President Obama gave an impassioned, sometimes eloquent, defense of his policies in Libya tonight. But when it came to justifying the limited goals of the military mission, his speech was fundamentally dishonest. Obama presented himself as standing between two extremes — those on the one hand, who want to do nothing in the face of a humanitarian catastrophe, and those on the other who want to invade Libya the way George W. Bush invaded Iraq. The president declared:
Now, just as there are those who have argued against intervention in Libya, there are others who have suggested that we broaden our military mission beyond the task of protecting the Libyan people, and do whatever it takes to bring down Qaddafi and usher in a new government.
Of course, there is no question that Libya — and the world — would be better off with Qaddafi out of power. I, along with many other world leaders, have embraced that goal, and will actively pursue it through non-military means. But broadening our military mission to include regime change would be a mistake.
The task that I assigned our forces — to protect the Libyan people from immediate danger, and to establish a no-fly zone — carries with it a U.N. mandate and international support. It’s also what the Libyan opposition asked us to do. If we tried to overthrow Qaddafi by force, our coalition would splinter. We would likely have to put U.S. troops on the ground to accomplish that mission, or risk killing many civilians from the air. The dangers faced by our men and women in uniform would be far greater. So would the costs and our share of the responsibility for what comes next.
To be blunt, we went down that road in Iraq. Thanks to the extraordinary sacrifices of our troops and the determination of our diplomats, we are hopeful about Iraq’s future. But regime change there took eight years, thousands of American and Iraqi lives, and nearly a trillion dollars. That is not something we can afford to repeat in Libya.
This is a straw man, and the president knows it. No serious person is arguing that we should “repeat in Libya” what we did in Iraq. No serious person is arguing that we should send hundreds of thousands of ground troops to march on Tripoli and topple Moammar Gaddafi they way we marched on Baghdad and toppled Saddam Hussein. What serious people are suggesting is that we help the Libyan resistance topple Gaddafi’s regime — not by sending American ground forces to do it for them, but by providing them with arms, training, intelligence and air support. The Libyan rebels were well on their way to marching on Tripoli, until Obama’s dithering at the United Nations gave Gaddafi time to drive them back to the gates of Benghazi. Now they are pushing west again, taking back towns and cities along the coast from pro-Gaddafi forces en route to the Libyan capital. How will Obama handle their offensive? Will he target Gaddafi’s forces if they push back against this rebel offensive? Will he provide air cover to the rebels as they march toward Tripoli? If he does not provide air cover, and the regime stops the rebel offensive, how will he handle the resulting stalemate? Will American air power protect liberated enclaves of Libya from Gaddafi’s forces, the same way we protected liberated enclaves in northern Iraq from Saddam Hussein? If so, for how long? A year? Five years? A decade? More? We don’t know the answers to such questions, because the president spent all his time today shooting down arguments for military action in Libya that no one is making.
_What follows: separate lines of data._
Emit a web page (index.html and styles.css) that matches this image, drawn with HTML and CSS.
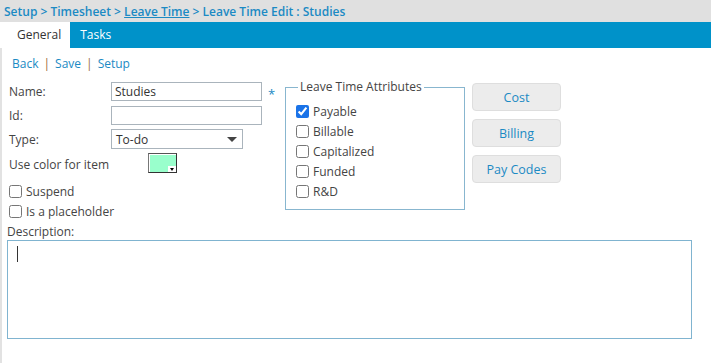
FILE: index.html
```html
<!DOCTYPE html>
<html lang="en">
<head>
    <meta charset="UTF-8">
    <title>Leave Time Edit : Studies</title>
    <link rel="stylesheet" href="styles.css">
</head>
<body>
    <div class="crumbs">
        <a href="#">Setup</a> &gt; <a href="#">Timesheet</a> &gt; <a href="#" class="current">Leave Time</a> &gt; Leave Time Edit : Studies
    </div>

    <div class="tabs">
        <div class="tab active">General</div>
        <div class="tab">Tasks</div>
    </div>

    <div class="content">
        <div class="actions">
            <a href="#">Back</a><span class="sep">|</span><a href="#">Save</a><span class="sep">|</span><a href="#">Setup</a>
        </div>

        <div class="main">
            <div class="fields">
                <div class="row">
                    <label class="label">Name:</label>
                    <input class="text" type="text" value="Studies">
                    <span class="required">*</span>
                </div>
                <div class="row">
                    <label class="label">Id:</label>
                    <input class="text" type="text">
                </div>
                <div class="row">
                    <label class="label">Type:</label>
                    <div class="select">
                        <span>To-do</span>
                        <span class="caret"></span>
                    </div>
                </div>
                <div class="row color-row">
                    <label class="label wide">Use color for item</label>
                    <div class="swatch"><span class="swatch-arrow"></span></div>
                </div>
                <label class="check"><input type="checkbox"> Suspend</label>
                <label class="check"><input type="checkbox"> Is a placeholder</label>
            </div>

            <fieldset class="attributes">
                <legend>Leave Time Attributes</legend>
                <label class="check"><input type="checkbox" checked> Payable</label>
                <label class="check"><input type="checkbox"> Billable</label>
                <label class="check"><input type="checkbox"> Capitalized</label>
                <label class="check"><input type="checkbox"> Funded</label>
                <label class="check"><input type="checkbox"> R&amp;D</label>
            </fieldset>

            <div class="buttons">
                <button class="btn">Cost</button>
                <button class="btn">Billing</button>
                <button class="btn">Pay Codes</button>
            </div>
        </div>

        <div class="description-label">Description:</div>
        <div class="description">
            <textarea></textarea>
            <span class="text-caret"></span>
        </div>
    </div>
</body>
</html>
```

FILE: styles.css
```css
/* Leave time edit form */
body {
    margin: 0;
    font-family: "Open Sans", "Noto Sans", sans-serif;
    font-size: 12px;
    color: #444;
    background: #fff;
}

a {
    color: #1b8ac4;
    text-decoration: none;
}

.crumbs {
    height: 22px;
    line-height: 24px;
    padding-left: 4px;
    background: #e0e0e0;
    color: #1b8ac4;
    font-size: 12px;
    font-weight: 600;
    white-space: nowrap;
}

.crumbs .current {
    text-decoration: underline;
}

.tabs {
    display: flex;
    height: 26px;
    background: #0092c9;
}

.tab {
    padding: 0 10px 0 10px;
    line-height: 26px;
    color: #fff;
}

.tab.active {
    padding: 0 9px 0 17px;
    background: #fff;
    color: #333;
}

.content {
    border-left: 2px solid #e2e2e2;
    padding-left: 5px;
    min-height: 315px;
}

.actions {
    padding: 8px 0 0 5px;
    line-height: 16px;
}

.sep {
    margin: 0 5px;
    color: #9a6a3a;
}

.main {
    display: flex;
    align-items: flex-start;
    margin-top: 7px;
}

.fields {
    width: 278px;
    padding-left: 2px;
    box-sizing: border-box;
}

.row {
    display: flex;
    align-items: center;
    height: 24px;
}

.label {
    width: 102px;
    flex: none;
}

.label.wide {
    width: 139px;
    padding-top: 3px;
}

.text {
    width: 151px;
    height: 19px;
    box-sizing: border-box;
    border: 1px solid #aab4bc;
    padding: 0 3px;
    font: inherit;
    color: #333;
}

.required {
    margin-left: 6px;
    color: #1b8ac4;
    font-size: 13px;
    line-height: 1;
    padding-top: 6px;
}

.select {
    display: flex;
    align-items: center;
    justify-content: space-between;
    width: 132px;
    height: 20px;
    box-sizing: border-box;
    border: 1px solid #aab4bc;
    padding: 0 5px 0 4px;
    color: #333;
}

.caret {
    width: 0;
    height: 0;
    border-left: 5px solid transparent;
    border-right: 5px solid transparent;
    border-top: 5px solid #444;
}

.swatch {
    position: relative;
    width: 29px;
    height: 20px;
    box-sizing: border-box;
    border: 1px solid;
    border-color: #555 #333 #333 #777;
    box-shadow: inset 1px 1px 0 #fff;
    background: #99ffcc;
}

.swatch-arrow {
    position: absolute;
    right: 0;
    bottom: 0;
    width: 8px;
    height: 6px;
    background: #fff;
}

.swatch-arrow::after {
    content: "";
    position: absolute;
    left: 2px;
    top: 2px;
    border-left: 2px solid transparent;
    border-right: 2px solid transparent;
    border-top: 3px solid #000;
}

.check {
    display: flex;
    align-items: center;
    height: 20px;
}

.check input {
    width: 13px;
    height: 13px;
    margin: 0 4px 0 0;
    accent-color: #1a73e8;
}

.color-row {
    margin-bottom: 6px;
}

.attributes {
    width: 180px;
    box-sizing: border-box;
    margin: 0;
    padding: 6px 0 8px 10px;
    border: 1px solid #88b6cf;
}

.attributes legend {
    margin-left: 2px;
    padding: 0 2px;
    line-height: 16px;
}

.buttons {
    display: flex;
    flex-direction: column;
    gap: 8px;
    margin: 4px 0 0 7px;
}

.btn {
    width: 89px;
    height: 28px;
    border: 1px solid #dedede;
    border-radius: 4px;
    background: #ececec;
    color: #1b8ac4;
    font: inherit;
    font-size: 12.5px;
}

.description-label {
    margin-top: 3px;
    line-height: 16px;
}

.description {
    position: relative;
    width: 685px;
}

.description textarea {
    display: block;
    width: 685px;
    height: 99px;
    box-sizing: border-box;
    margin: 0;
    border: 1px solid #80b4d0;
    resize: none;
    font: inherit;
}

.text-caret {
    position: absolute;
    left: 10px;
    top: 6px;
    width: 1px;
    height: 16px;
    background: #333;
}
```
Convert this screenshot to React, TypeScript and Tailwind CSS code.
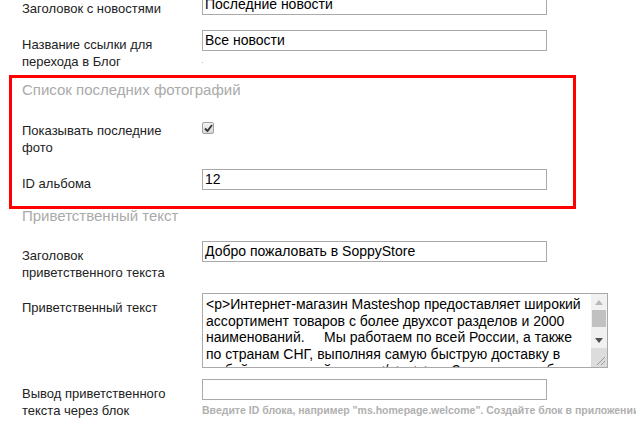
import React from "react";

const font = "font-['Liberation_Sans',Arial,sans-serif]";

// Поле ввода с серой рамкой
function TextField({ value }: { value?: string }) {
    return (
        <div className="w-[345px] h-[21px] border border-[#a9a9a9] bg-white px-[2px] text-[14px] leading-[19px] text-black whitespace-nowrap overflow-hidden">
            {value}
        </div>
    );
}

function Row({ label, children, className = "" }: { label: React.ReactNode; children: React.ReactNode; className?: string }) {
    return (
        <div className={`flex items-start ${className}`}>
            <div className="w-[202px] shrink-0 pl-[22px] pr-[30px] pt-[6px] text-[13px] leading-[17px] text-[#222]">{label}</div>
            <div className="flex flex-col">{children}</div>
        </div>
    );
}

const welcomeLines = [
    "<p>Интернет-магазин Masteshop предоставляет широкий",
    "ассортимент товаров с более двухсот разделов и 2000",
    "наименований.     Мы работаем по всей России, а также",
    "по странам СНГ, выполняя самую быструю доставку в",
    "любой населенный пункт. </p> <p>     За пять лет работы",
];

function FakeTextarea() {
    return (
        <div className="w-[406px] h-[75px] border border-[#a9a9a9] bg-white flex overflow-hidden">
            <div className="flex-1 overflow-hidden pl-[3px] pt-[2px] text-[14px] leading-[16.6px] text-black whitespace-pre">
                {welcomeLines.map((l, i) => (
                    <div key={i}>{l}</div>
                ))}
            </div>
            {/* полоса прокрутки */}
            <div className="w-[16px] h-full flex flex-col bg-[#f1f1f1]">
                <div className="h-[16px] flex items-center justify-center">
                    <svg width="8" height="5" viewBox="0 0 8 5"><path d="M0 5 L4 0 L8 5 Z" fill="#b8b8b8" /></svg>
                </div>
                <div className="mx-[1px] h-[17px] bg-[#c1c1c1]" />
                <div className="h-[16px] mt-[5px] flex items-center justify-center">
                    <svg width="8" height="5" viewBox="0 0 8 5"><path d="M0 0 L4 5 L8 0 Z" fill="#505050" /></svg>
                </div>
                <div className="flex-1 bg-[#dcdcdc] flex items-end justify-end p-[2px]">
                    <svg width="9" height="9" viewBox="0 0 9 9">
                        <path d="M1 9 L9 1 M5 9 L9 5" stroke="#9a9a9a" strokeWidth="1" />
                    </svg>
                </div>
            </div>
        </div>
    );
}

export default function App() {
    return (
        <div className={`relative w-[636px] h-[424px] overflow-hidden bg-white ${font}`}>
            <div className="-mt-[6px]">
                <Row label="Заголовок с новостями">
                    <TextField value="Последние новости" />
                </Row>

                <Row label="Название ссылки для перехода в Блог" className="mt-[13px]">
                    <TextField value="Все новости" />
                    <span className="mt-[11px] w-px h-px bg-[#9cc]" />
                </Row>

                <div className="mt-[10px] pl-[22px] text-[15px] leading-[20px] text-[#aaa]">Список последних фотографий</div>

                <Row label="Показывать последние фото" className="mt-[16px]">
                    <div className="mt-[6px] w-[12px] h-[12px] rounded-[2px] border border-[#a0a0a0] bg-gradient-to-b from-[#f4f4f4] to-[#d8d8d8] flex items-center justify-center">
                        <svg width="9" height="8" viewBox="0 0 9 8">
                            <path d="M1 4.5 L3.5 7 L8 1" fill="none" stroke="#333" strokeWidth="1.8" />
                        </svg>
                    </div>
                </Row>

                <Row label="ID альбома" className="mt-[13px]">
                    <TextField value="12" />
                </Row>

                <div className="mt-[14px] pl-[22px] text-[15px] leading-[20px] text-[#aaa]">Приветственный текст</div>

                <Row label="Заголовок приветственного текста" className="mt-[15px]">
                    <TextField value="Добро пожаловать в SoppyStore" />
                </Row>

                <Row label="Приветственный текст" className="mt-[12px]">
                    <FakeTextarea />
                </Row>

                <Row label="Вывод приветственного текста через блок" className="mt-[11px]">
                    <TextField />
                    <div className="mt-[3px] text-[10.5px] leading-[14px] font-bold text-[#b0b0b0] whitespace-nowrap">
                        Введите ID блока, например "ms.homepage.welcome". Создайте блок в приложении
                    </div>
                </Row>
            </div>

            {/* красная рамка-выделение поверх формы */}
            <div className="absolute left-[9px] top-[75px] w-[567px] h-[134px] border-[3px] border-[#ff0000] pointer-events-none" />
        </div>
    );
}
Another moment of dishonesty came when Obama described the “transfer” of the mission to NATO:
Our most effective alliance, NATO, has taken command of the enforcement of the arms embargo and the no-fly zone. Last night, NATO decided to take on the additional responsibility of protecting Libyan civilians. This transfer from the United States to NATO will take place on Wednesday. Going forward, the lead in enforcing the no-fly zone and protecting civilians on the ground will transition to our allies and partners, and I am fully confident that our coalition will keep the pressure on Qaddafi’s remaining forces.
The president failed to mention what this means in practice: Come Wednesday we will transfer responsibility for the mission in Libya from an American general (Carter Ham, commander of U.S. Africa Command) to an American admiral (James Stavridis, Supreme Allied Commander-Europe). He might also have mentioned the other mission that we have handed over to NATO — the mission in Afghanistan. Feel like responsibility for the war in Afghanistan has been handed over to our European allies? If so, you’ll love the transfer of responsibility for the war in Libya.
Such dishonesty is unfortunate, because the success of our intervention in Libya is critical. Until Sept. 11, the worst terrorist attack on Americans was the bombing of Pan Am Flight 103 over Lockerbie, Scotland, carried out on the direct orders of Moammar Gaddafi. If Gaddafi survives, he will not be the benign dictator who capitulated to the West and gave up his programs for weapons of mass destruction after seeing Saddam Hussein pulled from a spider hole. And if our mission in Libya remains as limited as the president suggested tonight, the chances of Gaddafi’s survival will only grow. It would have been nice if the president had addressed these real challenges, instead of wrestling with fictional ones.